### WHAT IS NEEDED
Transcribe the listing in full, excluding any pictures.

• • • •

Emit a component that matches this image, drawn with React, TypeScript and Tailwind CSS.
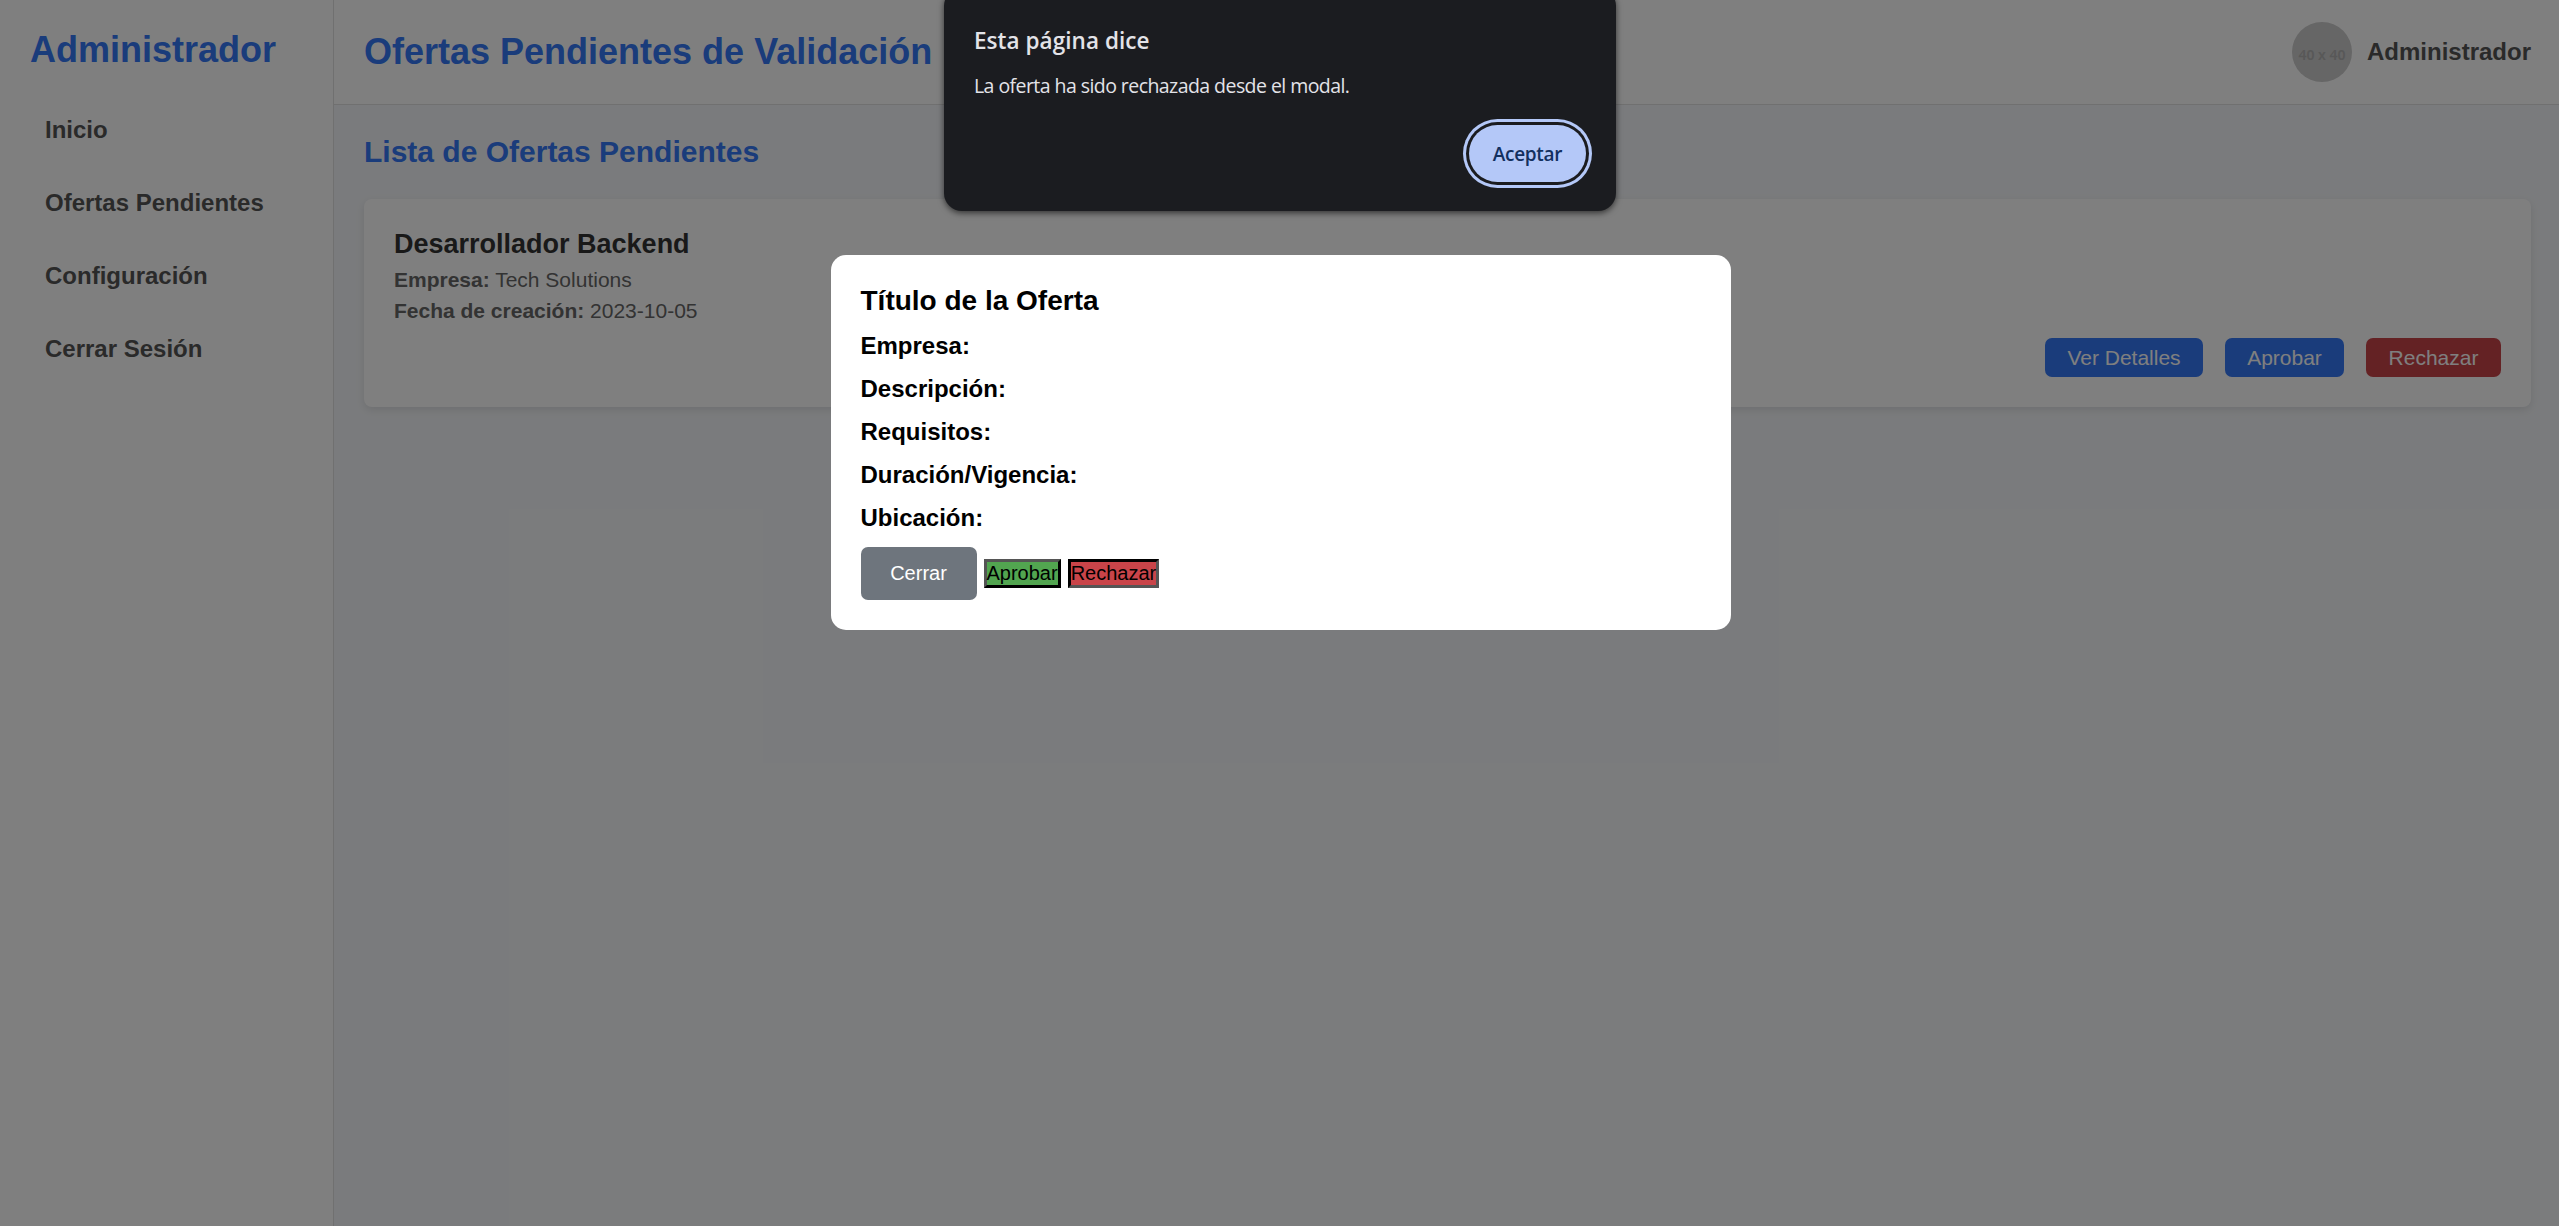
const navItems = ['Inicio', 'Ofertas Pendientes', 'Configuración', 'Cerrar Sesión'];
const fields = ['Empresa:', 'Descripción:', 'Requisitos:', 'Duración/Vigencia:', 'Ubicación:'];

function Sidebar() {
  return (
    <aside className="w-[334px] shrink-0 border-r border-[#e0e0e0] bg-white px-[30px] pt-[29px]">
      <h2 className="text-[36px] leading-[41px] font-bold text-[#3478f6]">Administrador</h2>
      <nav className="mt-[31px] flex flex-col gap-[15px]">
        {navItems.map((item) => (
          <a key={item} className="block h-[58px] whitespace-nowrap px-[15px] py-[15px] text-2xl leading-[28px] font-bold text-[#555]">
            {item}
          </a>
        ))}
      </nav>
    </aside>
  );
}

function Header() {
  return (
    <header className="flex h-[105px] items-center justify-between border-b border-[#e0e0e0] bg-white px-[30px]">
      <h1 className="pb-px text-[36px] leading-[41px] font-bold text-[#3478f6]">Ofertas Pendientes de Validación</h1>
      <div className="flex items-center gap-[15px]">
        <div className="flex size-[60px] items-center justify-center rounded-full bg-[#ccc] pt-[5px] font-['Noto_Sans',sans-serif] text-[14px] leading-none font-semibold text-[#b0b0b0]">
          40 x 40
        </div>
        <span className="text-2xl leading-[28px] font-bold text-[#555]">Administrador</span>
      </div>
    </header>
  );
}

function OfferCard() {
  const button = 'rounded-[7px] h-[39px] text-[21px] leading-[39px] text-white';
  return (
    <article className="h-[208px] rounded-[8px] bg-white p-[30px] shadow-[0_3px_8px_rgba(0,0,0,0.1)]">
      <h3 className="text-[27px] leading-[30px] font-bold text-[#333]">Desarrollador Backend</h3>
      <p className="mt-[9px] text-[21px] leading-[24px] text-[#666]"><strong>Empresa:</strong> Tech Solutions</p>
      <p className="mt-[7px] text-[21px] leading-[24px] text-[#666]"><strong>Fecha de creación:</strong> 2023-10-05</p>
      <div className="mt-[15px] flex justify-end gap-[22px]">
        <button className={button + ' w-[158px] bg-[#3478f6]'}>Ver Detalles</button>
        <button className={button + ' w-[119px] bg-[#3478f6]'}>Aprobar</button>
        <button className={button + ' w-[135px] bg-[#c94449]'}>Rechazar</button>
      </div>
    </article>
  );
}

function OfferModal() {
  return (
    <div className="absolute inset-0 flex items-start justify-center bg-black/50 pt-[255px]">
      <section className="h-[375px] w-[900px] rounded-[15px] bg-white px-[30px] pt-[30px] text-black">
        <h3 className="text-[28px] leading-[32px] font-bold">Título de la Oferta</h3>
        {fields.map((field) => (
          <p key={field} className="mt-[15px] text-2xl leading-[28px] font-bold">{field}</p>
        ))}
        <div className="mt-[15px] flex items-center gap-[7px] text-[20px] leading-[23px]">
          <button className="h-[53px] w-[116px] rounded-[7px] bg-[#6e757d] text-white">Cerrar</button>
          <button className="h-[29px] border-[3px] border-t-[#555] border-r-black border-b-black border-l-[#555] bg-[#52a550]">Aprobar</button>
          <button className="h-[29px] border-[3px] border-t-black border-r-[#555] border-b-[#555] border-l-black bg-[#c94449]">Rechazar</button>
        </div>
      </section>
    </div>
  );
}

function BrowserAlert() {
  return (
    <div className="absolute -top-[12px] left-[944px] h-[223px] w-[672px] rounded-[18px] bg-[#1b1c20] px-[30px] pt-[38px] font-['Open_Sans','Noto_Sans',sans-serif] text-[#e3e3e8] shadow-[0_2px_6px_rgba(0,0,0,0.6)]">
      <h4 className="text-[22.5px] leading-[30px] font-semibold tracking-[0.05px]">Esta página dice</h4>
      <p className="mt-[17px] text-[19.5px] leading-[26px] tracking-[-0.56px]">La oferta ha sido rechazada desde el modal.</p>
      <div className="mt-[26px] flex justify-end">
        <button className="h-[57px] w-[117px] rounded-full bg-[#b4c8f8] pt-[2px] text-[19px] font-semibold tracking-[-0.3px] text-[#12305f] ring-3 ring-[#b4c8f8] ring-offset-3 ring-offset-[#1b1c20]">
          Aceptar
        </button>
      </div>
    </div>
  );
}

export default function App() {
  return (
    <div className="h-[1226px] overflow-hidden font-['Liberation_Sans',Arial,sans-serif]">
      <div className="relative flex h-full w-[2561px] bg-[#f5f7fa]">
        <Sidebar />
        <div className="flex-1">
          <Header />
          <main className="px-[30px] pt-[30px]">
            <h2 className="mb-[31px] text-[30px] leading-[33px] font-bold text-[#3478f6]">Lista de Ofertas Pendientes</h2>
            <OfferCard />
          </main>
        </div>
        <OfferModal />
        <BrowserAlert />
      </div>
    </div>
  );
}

• • • •

### FULL OUTPUT
Emit a component that matches this image, drawn with React, TypeScript and Tailwind CSS.
const navItems = ['Inicio', 'Ofertas Pendientes', 'Configuración', 'Cerrar Sesión'];
const fields = ['Empresa:', 'Descripción:', 'Requisitos:', 'Duración/Vigencia:', 'Ubicación:'];

function Sidebar() {
  return (
    <aside className="w-[334px] shrink-0 border-r border-[#e0e0e0] bg-white px-[30px] pt-[29px]">
      <h2 className="text-[36px] leading-[41px] font-bold text-[#3478f6]">Administrador</h2>
      <nav className="mt-[31px] flex flex-col gap-[15px]">
        {navItems.map((item) => (
          <a key={item} className="block h-[58px] whitespace-nowrap px-[15px] py-[15px] text-2xl leading-[28px] font-bold text-[#555]">
            {item}
          </a>
        ))}
      </nav>
    </aside>
  );
}

function Header() {
  return (
    <header className="flex h-[105px] items-center justify-between border-b border-[#e0e0e0] bg-white px-[30px]">
      <h1 className="pb-px text-[36px] leading-[41px] font-bold text-[#3478f6]">Ofertas Pendientes de Validación</h1>
      <div className="flex items-center gap-[15px]">
        <div className="flex size-[60px] items-center justify-center rounded-full bg-[#ccc] pt-[5px] font-['Noto_Sans',sans-serif] text-[14px] leading-none font-semibold text-[#b0b0b0]">
          40 x 40
        </div>
        <span className="text-2xl leading-[28px] font-bold text-[#555]">Administrador</span>
      </div>
    </header>
  );
}

function OfferCard() {
  const button = 'rounded-[7px] h-[39px] text-[21px] leading-[39px] text-white';
  return (
    <article className="h-[208px] rounded-[8px] bg-white p-[30px] shadow-[0_3px_8px_rgba(0,0,0,0.1)]">
      <h3 className="text-[27px] leading-[30px] font-bold text-[#333]">Desarrollador Backend</h3>
      <p className="mt-[9px] text-[21px] leading-[24px] text-[#666]"><strong>Empresa:</strong> Tech Solutions</p>
      <p className="mt-[7px] text-[21px] leading-[24px] text-[#666]"><strong>Fecha de creación:</strong> 2023-10-05</p>
      <div className="mt-[15px] flex justify-end gap-[22px]">
        <button className={button + ' w-[158px] bg-[#3478f6]'}>Ver Detalles</button>
        <button className={button + ' w-[119px] bg-[#3478f6]'}>Aprobar</button>
        <button className={button + ' w-[135px] bg-[#c94449]'}>Rechazar</button>
      </div>
    </article>
  );
}

function OfferModal() {
  return (
    <div className="absolute inset-0 flex items-start justify-center bg-black/50 pt-[255px]">
      <section className="h-[375px] w-[900px] rounded-[15px] bg-white px-[30px] pt-[30px] text-black">
        <h3 className="text-[28px] leading-[32px] font-bold">Título de la Oferta</h3>
        {fields.map((field) => (
          <p key={field} className="mt-[15px] text-2xl leading-[28px] font-bold">{field}</p>
        ))}
        <div className="mt-[15px] flex items-center gap-[7px] text-[20px] leading-[23px]">
          <button className="h-[53px] w-[116px] rounded-[7px] bg-[#6e757d] text-white">Cerrar</button>
          <button className="h-[29px] border-[3px] border-t-[#555] border-r-black border-b-black border-l-[#555] bg-[#52a550]">Aprobar</button>
          <button className="h-[29px] border-[3px] border-t-black border-r-[#555] border-b-[#555] border-l-black bg-[#c94449]">Rechazar</button>
        </div>
      </section>
    </div>
  );
}

function BrowserAlert() {
  return (
    <div className="absolute -top-[12px] left-[944px] h-[223px] w-[672px] rounded-[18px] bg-[#1b1c20] px-[30px] pt-[38px] font-['Open_Sans','Noto_Sans',sans-serif] text-[#e3e3e8] shadow-[0_2px_6px_rgba(0,0,0,0.6)]">
      <h4 className="text-[22.5px] leading-[30px] font-semibold tracking-[0.05px]">Esta página dice</h4>
      <p className="mt-[17px] text-[19.5px] leading-[26px] tracking-[-0.56px]">La oferta ha sido rechazada desde el modal.</p>
      <div className="mt-[26px] flex justify-end">
        <button className="h-[57px] w-[117px] rounded-full bg-[#b4c8f8] pt-[2px] text-[19px] font-semibold tracking-[-0.3px] text-[#12305f] ring-3 ring-[#b4c8f8] ring-offset-3 ring-offset-[#1b1c20]">
          Aceptar
        </button>
      </div>
    </div>
  );
}

export default function App() {
  return (
    <div className="h-[1226px] overflow-hidden font-['Liberation_Sans',Arial,sans-serif]">
      <div className="relative flex h-full w-[2561px] bg-[#f5f7fa]">
        <Sidebar />
        <div className="flex-1">
          <Header />
          <main className="px-[30px] pt-[30px]">
            <h2 className="mb-[31px] text-[30px] leading-[33px] font-bold text-[#3478f6]">Lista de Ofertas Pendientes</h2>
            <OfferCard />
          </main>
        </div>
        <OfferModal />
        <BrowserAlert />
      </div>
    </div>
  );
}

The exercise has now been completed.